TASK:
Write out each line word for word. Drop pictures.

===== RECORDED DATA

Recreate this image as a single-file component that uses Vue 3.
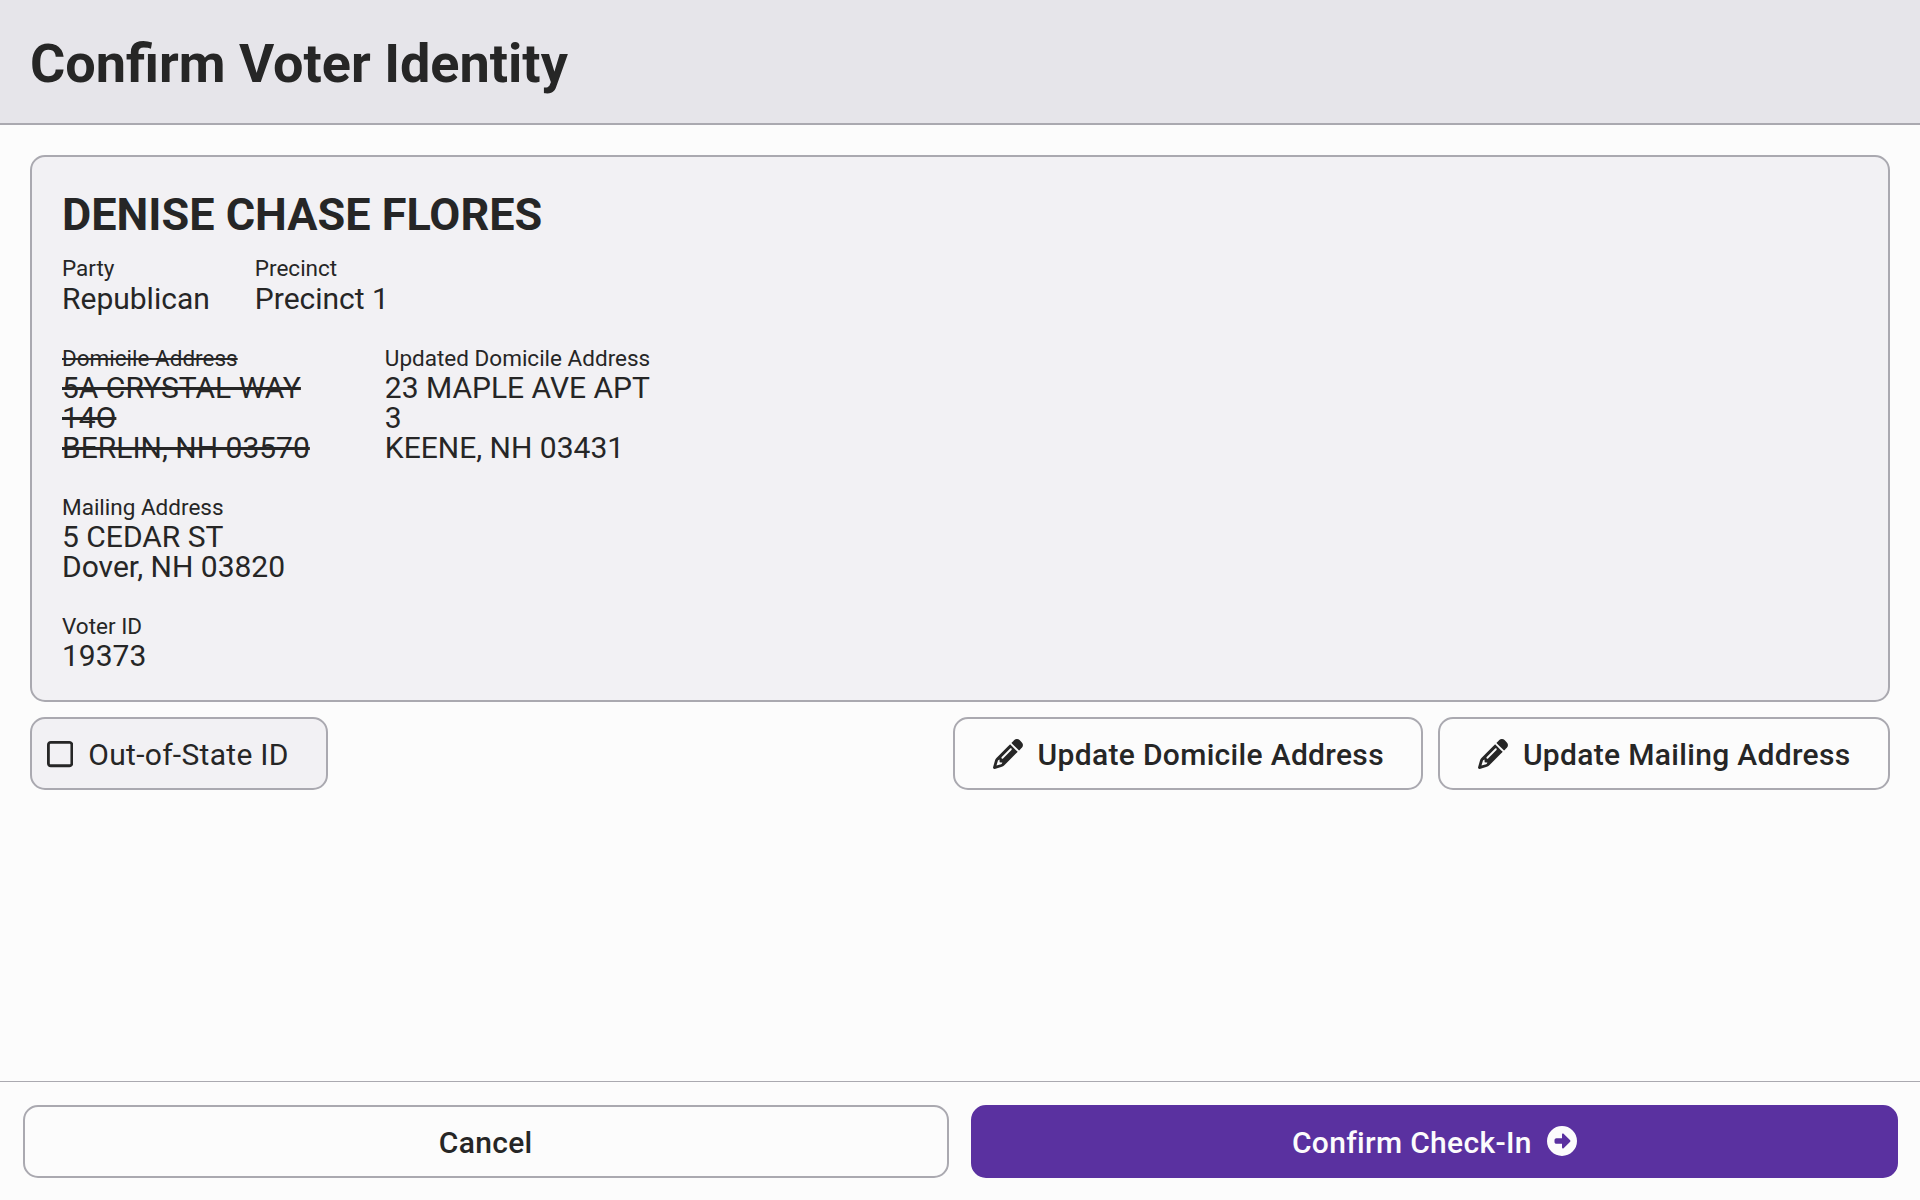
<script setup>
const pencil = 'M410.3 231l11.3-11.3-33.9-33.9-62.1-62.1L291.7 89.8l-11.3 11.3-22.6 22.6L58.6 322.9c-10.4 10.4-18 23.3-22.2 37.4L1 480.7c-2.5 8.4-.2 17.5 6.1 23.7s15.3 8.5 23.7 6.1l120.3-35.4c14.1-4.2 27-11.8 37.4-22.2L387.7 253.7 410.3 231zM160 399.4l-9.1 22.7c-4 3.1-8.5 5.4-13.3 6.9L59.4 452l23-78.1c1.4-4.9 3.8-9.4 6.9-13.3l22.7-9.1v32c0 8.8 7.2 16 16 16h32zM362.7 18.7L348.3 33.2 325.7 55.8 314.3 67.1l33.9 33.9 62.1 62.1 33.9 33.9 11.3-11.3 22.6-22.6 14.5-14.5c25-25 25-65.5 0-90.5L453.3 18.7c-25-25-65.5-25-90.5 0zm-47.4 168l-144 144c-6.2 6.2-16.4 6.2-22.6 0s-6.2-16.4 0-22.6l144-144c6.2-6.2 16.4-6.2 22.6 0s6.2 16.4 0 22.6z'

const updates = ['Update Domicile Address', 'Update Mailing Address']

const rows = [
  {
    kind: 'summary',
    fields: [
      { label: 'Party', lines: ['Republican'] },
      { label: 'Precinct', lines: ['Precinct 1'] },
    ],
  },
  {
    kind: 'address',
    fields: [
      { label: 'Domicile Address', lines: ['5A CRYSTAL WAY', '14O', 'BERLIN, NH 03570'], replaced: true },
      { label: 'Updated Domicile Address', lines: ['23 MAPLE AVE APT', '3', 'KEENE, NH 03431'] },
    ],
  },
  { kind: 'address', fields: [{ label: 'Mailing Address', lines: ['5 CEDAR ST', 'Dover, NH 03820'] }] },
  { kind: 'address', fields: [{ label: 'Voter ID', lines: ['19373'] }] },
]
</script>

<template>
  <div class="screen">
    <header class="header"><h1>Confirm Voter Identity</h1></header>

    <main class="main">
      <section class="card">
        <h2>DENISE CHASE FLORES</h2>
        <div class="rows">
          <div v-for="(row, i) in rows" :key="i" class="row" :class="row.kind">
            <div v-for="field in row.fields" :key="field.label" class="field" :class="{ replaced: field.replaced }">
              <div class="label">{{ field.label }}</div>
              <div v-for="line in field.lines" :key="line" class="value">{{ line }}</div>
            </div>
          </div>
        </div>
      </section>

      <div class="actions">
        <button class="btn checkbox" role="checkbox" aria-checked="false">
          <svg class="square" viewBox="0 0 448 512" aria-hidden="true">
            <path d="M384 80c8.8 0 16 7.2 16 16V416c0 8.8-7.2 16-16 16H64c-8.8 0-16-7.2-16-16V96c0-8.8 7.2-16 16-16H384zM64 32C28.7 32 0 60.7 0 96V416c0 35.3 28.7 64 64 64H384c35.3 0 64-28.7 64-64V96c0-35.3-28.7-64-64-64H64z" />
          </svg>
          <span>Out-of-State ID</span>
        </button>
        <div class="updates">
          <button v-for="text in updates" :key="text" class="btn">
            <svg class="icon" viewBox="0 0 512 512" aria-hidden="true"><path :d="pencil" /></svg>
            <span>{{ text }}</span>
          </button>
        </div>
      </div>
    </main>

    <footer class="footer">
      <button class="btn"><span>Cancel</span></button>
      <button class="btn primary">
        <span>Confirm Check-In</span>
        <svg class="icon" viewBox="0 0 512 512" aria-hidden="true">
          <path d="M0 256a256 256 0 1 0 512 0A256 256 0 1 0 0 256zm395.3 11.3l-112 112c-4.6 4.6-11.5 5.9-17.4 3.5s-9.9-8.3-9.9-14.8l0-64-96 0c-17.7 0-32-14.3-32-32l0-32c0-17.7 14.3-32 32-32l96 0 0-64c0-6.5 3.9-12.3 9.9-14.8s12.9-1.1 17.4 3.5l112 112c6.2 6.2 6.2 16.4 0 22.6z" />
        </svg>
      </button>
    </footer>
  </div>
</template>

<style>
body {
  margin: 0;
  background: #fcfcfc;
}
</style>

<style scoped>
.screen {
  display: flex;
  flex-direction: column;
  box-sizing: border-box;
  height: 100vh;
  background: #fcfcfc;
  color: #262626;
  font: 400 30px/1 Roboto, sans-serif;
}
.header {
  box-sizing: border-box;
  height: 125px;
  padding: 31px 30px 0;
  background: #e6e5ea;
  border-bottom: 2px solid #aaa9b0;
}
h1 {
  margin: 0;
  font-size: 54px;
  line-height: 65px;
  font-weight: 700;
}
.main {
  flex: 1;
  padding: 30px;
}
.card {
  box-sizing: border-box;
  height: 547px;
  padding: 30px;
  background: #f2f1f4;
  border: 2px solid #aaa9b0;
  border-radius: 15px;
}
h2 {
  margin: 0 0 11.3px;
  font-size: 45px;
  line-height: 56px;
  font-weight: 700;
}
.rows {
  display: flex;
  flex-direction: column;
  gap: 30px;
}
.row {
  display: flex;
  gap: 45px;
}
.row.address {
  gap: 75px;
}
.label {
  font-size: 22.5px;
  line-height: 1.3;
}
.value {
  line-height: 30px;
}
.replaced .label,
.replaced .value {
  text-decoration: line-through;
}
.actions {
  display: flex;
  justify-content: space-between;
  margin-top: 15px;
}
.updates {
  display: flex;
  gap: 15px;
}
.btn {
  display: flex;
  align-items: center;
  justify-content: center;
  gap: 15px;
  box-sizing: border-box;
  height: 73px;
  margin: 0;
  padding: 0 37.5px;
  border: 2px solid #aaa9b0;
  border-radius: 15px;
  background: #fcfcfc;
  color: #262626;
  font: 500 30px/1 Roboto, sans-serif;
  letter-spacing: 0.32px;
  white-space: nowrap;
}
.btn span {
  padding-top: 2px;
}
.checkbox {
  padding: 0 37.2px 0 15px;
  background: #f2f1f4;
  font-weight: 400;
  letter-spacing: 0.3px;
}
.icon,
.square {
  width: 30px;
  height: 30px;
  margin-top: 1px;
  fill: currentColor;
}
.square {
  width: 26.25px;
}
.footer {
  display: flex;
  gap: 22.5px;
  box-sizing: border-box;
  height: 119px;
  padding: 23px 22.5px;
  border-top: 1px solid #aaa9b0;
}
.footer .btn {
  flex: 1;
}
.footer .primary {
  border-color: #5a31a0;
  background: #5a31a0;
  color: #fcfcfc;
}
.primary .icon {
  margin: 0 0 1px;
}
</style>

==========

EXPECTED OUTPUT:
Recreate this image as a single-file component that uses Vue 3.
<script setup>
const pencil = 'M410.3 231l11.3-11.3-33.9-33.9-62.1-62.1L291.7 89.8l-11.3 11.3-22.6 22.6L58.6 322.9c-10.4 10.4-18 23.3-22.2 37.4L1 480.7c-2.5 8.4-.2 17.5 6.1 23.7s15.3 8.5 23.7 6.1l120.3-35.4c14.1-4.2 27-11.8 37.4-22.2L387.7 253.7 410.3 231zM160 399.4l-9.1 22.7c-4 3.1-8.5 5.4-13.3 6.9L59.4 452l23-78.1c1.4-4.9 3.8-9.4 6.9-13.3l22.7-9.1v32c0 8.8 7.2 16 16 16h32zM362.7 18.7L348.3 33.2 325.7 55.8 314.3 67.1l33.9 33.9 62.1 62.1 33.9 33.9 11.3-11.3 22.6-22.6 14.5-14.5c25-25 25-65.5 0-90.5L453.3 18.7c-25-25-65.5-25-90.5 0zm-47.4 168l-144 144c-6.2 6.2-16.4 6.2-22.6 0s-6.2-16.4 0-22.6l144-144c6.2-6.2 16.4-6.2 22.6 0s6.2 16.4 0 22.6z'

const updates = ['Update Domicile Address', 'Update Mailing Address']

const rows = [
  {
    kind: 'summary',
    fields: [
      { label: 'Party', lines: ['Republican'] },
      { label: 'Precinct', lines: ['Precinct 1'] },
    ],
  },
  {
    kind: 'address',
    fields: [
      { label: 'Domicile Address', lines: ['5A CRYSTAL WAY', '14O', 'BERLIN, NH 03570'], replaced: true },
      { label: 'Updated Domicile Address', lines: ['23 MAPLE AVE APT', '3', 'KEENE, NH 03431'] },
    ],
  },
  { kind: 'address', fields: [{ label: 'Mailing Address', lines: ['5 CEDAR ST', 'Dover, NH 03820'] }] },
  { kind: 'address', fields: [{ label: 'Voter ID', lines: ['19373'] }] },
]
</script>

<template>
  <div class="screen">
    <header class="header"><h1>Confirm Voter Identity</h1></header>

    <main class="main">
      <section class="card">
        <h2>DENISE CHASE FLORES</h2>
        <div class="rows">
          <div v-for="(row, i) in rows" :key="i" class="row" :class="row.kind">
            <div v-for="field in row.fields" :key="field.label" class="field" :class="{ replaced: field.replaced }">
              <div class="label">{{ field.label }}</div>
              <div v-for="line in field.lines" :key="line" class="value">{{ line }}</div>
            </div>
          </div>
        </div>
      </section>

      <div class="actions">
        <button class="btn checkbox" role="checkbox" aria-checked="false">
          <svg class="square" viewBox="0 0 448 512" aria-hidden="true">
            <path d="M384 80c8.8 0 16 7.2 16 16V416c0 8.8-7.2 16-16 16H64c-8.8 0-16-7.2-16-16V96c0-8.8 7.2-16 16-16H384zM64 32C28.7 32 0 60.7 0 96V416c0 35.3 28.7 64 64 64H384c35.3 0 64-28.7 64-64V96c0-35.3-28.7-64-64-64H64z" />
          </svg>
          <span>Out-of-State ID</span>
        </button>
        <div class="updates">
          <button v-for="text in updates" :key="text" class="btn">
            <svg class="icon" viewBox="0 0 512 512" aria-hidden="true"><path :d="pencil" /></svg>
            <span>{{ text }}</span>
          </button>
        </div>
      </div>
    </main>

    <footer class="footer">
      <button class="btn"><span>Cancel</span></button>
      <button class="btn primary">
        <span>Confirm Check-In</span>
        <svg class="icon" viewBox="0 0 512 512" aria-hidden="true">
          <path d="M0 256a256 256 0 1 0 512 0A256 256 0 1 0 0 256zm395.3 11.3l-112 112c-4.6 4.6-11.5 5.9-17.4 3.5s-9.9-8.3-9.9-14.8l0-64-96 0c-17.7 0-32-14.3-32-32l0-32c0-17.7 14.3-32 32-32l96 0 0-64c0-6.5 3.9-12.3 9.9-14.8s12.9-1.1 17.4 3.5l112 112c6.2 6.2 6.2 16.4 0 22.6z" />
        </svg>
      </button>
    </footer>
  </div>
</template>

<style>
body {
  margin: 0;
  background: #fcfcfc;
}
</style>

<style scoped>
.screen {
  display: flex;
  flex-direction: column;
  box-sizing: border-box;
  height: 100vh;
  background: #fcfcfc;
  color: #262626;
  font: 400 30px/1 Roboto, sans-serif;
}
.header {
  box-sizing: border-box;
  height: 125px;
  padding: 31px 30px 0;
  background: #e6e5ea;
  border-bottom: 2px solid #aaa9b0;
}
h1 {
  margin: 0;
  font-size: 54px;
  line-height: 65px;
  font-weight: 700;
}
.main {
  flex: 1;
  padding: 30px;
}
.card {
  box-sizing: border-box;
  height: 547px;
  padding: 30px;
  background: #f2f1f4;
  border: 2px solid #aaa9b0;
  border-radius: 15px;
}
h2 {
  margin: 0 0 11.3px;
  font-size: 45px;
  line-height: 56px;
  font-weight: 700;
}
.rows {
  display: flex;
  flex-direction: column;
  gap: 30px;
}
.row {
  display: flex;
  gap: 45px;
}
.row.address {
  gap: 75px;
}
.label {
  font-size: 22.5px;
  line-height: 1.3;
}
.value {
  line-height: 30px;
}
.replaced .label,
.replaced .value {
  text-decoration: line-through;
}
.actions {
  display: flex;
  justify-content: space-between;
  margin-top: 15px;
}
.updates {
  display: flex;
  gap: 15px;
}
.btn {
  display: flex;
  align-items: center;
  justify-content: center;
  gap: 15px;
  box-sizing: border-box;
  height: 73px;
  margin: 0;
  padding: 0 37.5px;
  border: 2px solid #aaa9b0;
  border-radius: 15px;
  background: #fcfcfc;
  color: #262626;
  font: 500 30px/1 Roboto, sans-serif;
  letter-spacing: 0.32px;
  white-space: nowrap;
}
.btn span {
  padding-top: 2px;
}
.checkbox {
  padding: 0 37.2px 0 15px;
  background: #f2f1f4;
  font-weight: 400;
  letter-spacing: 0.3px;
}
.icon,
.square {
  width: 30px;
  height: 30px;
  margin-top: 1px;
  fill: currentColor;
}
.square {
  width: 26.25px;
}
.footer {
  display: flex;
  gap: 22.5px;
  box-sizing: border-box;
  height: 119px;
  padding: 23px 22.5px;
  border-top: 1px solid #aaa9b0;
}
.footer .btn {
  flex: 1;
}
.footer .primary {
  border-color: #5a31a0;
  background: #5a31a0;
  color: #fcfcfc;
}
.primary .icon {
  margin: 0 0 1px;
}
</style>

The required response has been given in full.